アレルギー科
アレルギー科
ヒトには細菌やウイルスなどの異物から身体を守る免疫機能があります。その免疫機能が食品や花粉など、本来は人体に害のないものであっても異物とみなして過剰に反応することを「アレルギー」といいます。
皮膚には細菌やアレルゲン(アレルギ―の原因となる物質)などが体内に侵入するのを防ぐという重要な機能があります。しかし乾燥や肌荒れなどの炎症があると角層が乱れ、バリア機能が低下し、アレルゲンが角層を通過して体の中に侵入しやすくなります。アレルゲンは家にいるダニやカビなどのほか、食物も含まれます。最近では、「乳幼児期の皮膚のトラブルによる湿疹などが、食物アレルギーの原因になる可能性がある」ということがわかってきています。

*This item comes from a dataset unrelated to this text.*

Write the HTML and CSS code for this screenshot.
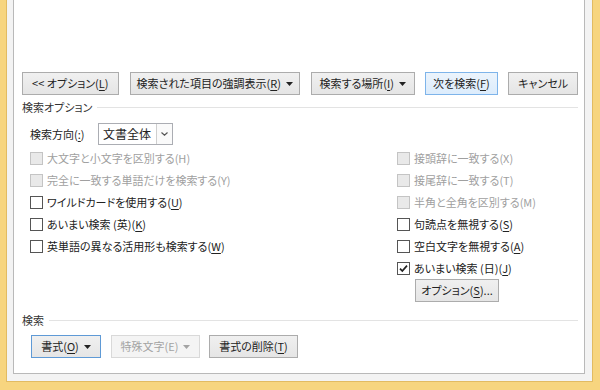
FILE: index.html
```html
<!DOCTYPE html>
<html lang="ja">
<head>
<meta charset="utf-8">
<link rel="stylesheet" href="styles.css">
</head>
<body>
<div class="frame">
  <div class="strip">
    <div class="dialog">
      <div class="btn-row">
        <div class="btn w-opt">&lt;&lt;&nbsp;オプション(<u>L</u>)</div>
        <div class="btn w-hl">検索された項目の強調表示(<u>R</u>)<svg class="caret" width="7" height="4" viewBox="0 0 7 4"><path d="M0 0H7L3.5 4Z"/></svg></div>
        <div class="btn w-loc">検索する場所(<u>I</u>)<svg class="caret" width="7" height="4" viewBox="0 0 7 4"><path d="M0 0H7L3.5 4Z"/></svg></div>
        <div class="btn btn-default w-next">次を検索(<u>F</u>)</div>
        <div class="btn w-cancel">キャンセル</div>
      </div>

      <div class="group-head head-opt"><span>検索オプション</span><i class="rule"></i></div>

      <div class="options">
        <div class="dir-row">
          <span class="dir-label">検索方向(<u>:</u>)</span>
          <div class="select">
            <span class="sel-text">文書全体</span>
            <span class="sel-btn"><svg width="7" height="4" viewBox="0 0 7 4"><path d="M0.5 0.5L3.5 3.2L6.5 0.5" fill="none" stroke="#555" stroke-width="1.2"/></svg></span>
          </div>
        </div>

        <div class="cols">
          <div class="col">
            <div class="chk disabled"><span class="box"></span><span>大文字と小文字を区別する(H)</span></div>
            <div class="chk disabled"><span class="box"></span><span>完全に一致する単語だけを検索する(Y)</span></div>
            <div class="chk"><span class="box"></span><span>ワイルドカードを使用する(<u>U</u>)</span></div>
            <div class="chk"><span class="box"></span><span>あいまい検索 (英)(<u>K</u>)</span></div>
            <div class="chk"><span class="box"></span><span>英単語の異なる活用形も検索する(<u>W</u>)</span></div>
          </div>
          <div class="col">
            <div class="chk disabled"><span class="box"></span><span>接頭辞に一致する(X)</span></div>
            <div class="chk disabled"><span class="box"></span><span>接尾辞に一致する(T)</span></div>
            <div class="chk disabled"><span class="box"></span><span>半角と全角を区別する(M)</span></div>
            <div class="chk"><span class="box"></span><span>句読点を無視する(<u>S</u>)</span></div>
            <div class="chk"><span class="box"></span><span>空白文字を無視する(<u>A</u>)</span></div>
            <div class="chk"><span class="box"><svg width="11" height="11" viewBox="0 0 11 11"><path d="M2 5.6L4.3 8L9 2.6" fill="none" stroke="#222" stroke-width="1.7"/></svg></span><span>あいまい検索 (日)(<u>J</u>)</span></div>
            <div class="btn w-optbtn">オプション(<u>S</u>)...</div>
          </div>
        </div>
      </div>

      <div class="group-head head-find"><span>検索</span><i class="rule"></i></div>

      <div class="btn-row bottom-row">
        <div class="btn btn-focus w-fmt">書式(<u>O</u>)<svg class="caret" width="7" height="4" viewBox="0 0 7 4"><path d="M0 0H7L3.5 4Z"/></svg></div>
        <div class="btn btn-disabled w-spc">特殊文字(E)<svg class="caret" width="7" height="4" viewBox="0 0 7 4"><path d="M0 0H7L3.5 4Z"/></svg></div>
        <div class="btn w-clr">書式の削除(<u>T</u>)</div>
      </div>
    </div>
  </div>
</div>
</body>
</html>
```

FILE: styles.css
```css
html, body {
  margin: 0;
  padding: 0;
}
body {
  width: 600px;
  height: 390px;
  overflow: hidden;
  font-family: "Noto Sans CJK JP", "Noto Sans", sans-serif;
  font-size: 11px;
  color: #222;
  font-feature-settings: "palt";
  line-height: 1;
}
u {
  text-decoration: underline;
  text-underline-offset: 2px;
}
.frame {
  box-sizing: border-box;
  height: 390px;
  background: #f7d57f;
  padding: 0 7px 8px 6px;
}
.strip {
  box-sizing: border-box;
  height: 100%;
  background: #f3f3f3;
  border: 1px solid #e2bb62;
  border-top: 0;
  padding: 0 7px 7px 6px;
}
.dialog {
  box-sizing: border-box;
  height: 100%;
  background: #fff;
  border: 1px solid #b9b9b9;
  border-top: 0;
  padding: 72px 6px 0 8px;
}
.btn-row {
  display: flex;
}
.btn {
  box-sizing: border-box;
  height: 23px;
  display: flex;
  align-items: center;
  justify-content: center;
  border: 1px solid #acacac;
  background: linear-gradient(#f0f0f0, #e5e5e5);
  white-space: nowrap;
}
.caret {
  margin-left: 5px;
  fill: #222;
}
.btn-default {
  border-color: #7eb4ea;
  background: linear-gradient(#ecf4fc, #dcecfc);
}
.btn-focus {
  border-color: #5f9ad6;
}
.btn-disabled {
  border-color: #d9d9d9;
  background: #f4f4f4;
  color: #a3a3a3;
}
.btn-disabled .caret {
  fill: #a3a3a3;
}
.w-opt { width: 97px; }
.w-hl { width: 171px; margin-left: 11px; }
.w-loc { width: 104px; margin-left: 11px; }
.w-next { width: 74px; margin-left: 10px; }
.w-cancel { width: 70px; margin-left: 10px; }

.group-head {
  display: flex;
  align-items: center;
  height: 14px;
  color: #333;
}
.group-head .rule {
  flex: 1;
  height: 1px;
  background: #e3e3e3;
  margin-left: 5px;
}
.head-opt { margin-top: 5px; }
.head-find { margin-top: 11px; }

.options {
  padding-left: 8px;
}
.dir-row {
  display: flex;
  align-items: center;
  margin-top: 9px;
}
.dir-label {
  width: 68px;
}
.select {
  box-sizing: border-box;
  width: 75px;
  height: 22px;
  border: 1px solid #abadb3;
  display: flex;
  align-items: stretch;
  font-size: 12px;
}
.sel-text {
  flex: 1;
  display: flex;
  align-items: center;
  padding-left: 4px;
}
.sel-btn {
  width: 15px;
  border-left: 1px solid #cfcfcf;
  background: #fafafa;
  display: flex;
  align-items: center;
  justify-content: center;
}
.cols {
  display: grid;
  grid-template-columns: 367px 1fr;
  margin-top: 2px;
}
.chk {
  height: 22px;
  display: flex;
  align-items: center;
  white-space: nowrap;
}
.box {
  box-sizing: border-box;
  width: 13px;
  height: 13px;
  border: 1px solid #555;
  background: #fff;
  margin-right: 4px;
  display: flex;
  align-items: center;
  justify-content: center;
  flex: none;
}
.chk.disabled {
  color: #a0a0a0;
}
.chk.disabled .box {
  border-color: #c4c4c4;
  background: #e9e9e9;
}
.w-optbtn {
  width: 84px;
  margin-left: 18px;
}
.bottom-row {
  margin-top: 8px;
  padding-left: 9px;
}
.w-fmt { width: 70px; }
.w-spc { width: 89px; margin-left: 10px; }
.w-clr { width: 89px; margin-left: 9px; }
```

乾燥しやすい赤ちゃんの肌のバリア機能を整えることが、食物アレルギーを防ぐことにつながる可能性があるという考え方に変わってきているのです。赤ちゃんの頃からの保湿というのはアレルギーを予防するうえでもとても大切なことになります。
アレルギーと一口にいっても、その症状は多彩です。
皮膚の疾患である蕁麻疹(じんましん)、接触皮膚炎(かぶれ)、鼻やのどに症状をきたす花粉症やアレルギー性鼻炎、気管に症状をきたす気管支喘息、嘔吐や下痢などの腹部症状をきたす食物アレルギー等、沢山の臓器に症状を呈します。
何をアレルギーに持つかは、遺伝的な要素から後天的な要素まで様々で、種類も無数にあり原因は特定できないことも少なくありません。
当院では何らかのアレルギーが疑われる場合、詳しくお話を伺ってから、血液検査やパッチテストなどを施行いたします。場合によっては、専門の検査が可能な大学病院への紹介も行います。
指から数滴の血液を採取し、20分ほどでダニ、イヌ、ネコ、シラカバ、ヨモギ、カモガヤ、ブタクサ、スギのアレルギーの有無を調べることができます。本検査は、注射器を使わずに、指先から少し採血するだけですので、お子様でも安心して、検査を受けることができます。
一口にアレルギーと言っても色々な機序や経路が存在します。そのうち代表的なものがIgEというタンパク質を介したアレルギーです。
血液検査では、このIgEの量を調べることでアレルギーの有無や程度を数値化して示しています。
IgEは個々のアレルゲンに対して無数に存在するため、例えばダニに対するIgEやスギに対するIgEを調べてそれらが高ければダニ、スギに対してアレルギーがあると説明します。このように、ある特異的なアレルゲンに対するIgEを個別に調べることを、特異的IgE検査(RAST)と呼んでいます。検査したいアレルゲンを13項目まで選択できます。
それに対し、不特定のIgEの合計を調べる検査を非特異的IgE検査(RIST)と呼びます。
これは総IgEとも呼ばれ、IgEの総量がわかります。
あらかじめ決まった39項目を検査するView39もあります。多種調べられるためスクリーニング検査として用いられます。
主に接触皮膚炎(かぶれ)の原因検索のために行います。原因と疑われる物質を含んだものを皮膚に貼付し、皮膚反応を見る検査です。貼付してから48時間後、72時間後、1週間後に判定します。
当院ではパッチテストパネルSを用いて行います。日本接触皮膚炎学会が決定した日本人がかぶれやすい21種類のアレルゲンをセットしたパッチテストの検査キットです。原因がわからないかぶれに対してスクリーニング検査として用います。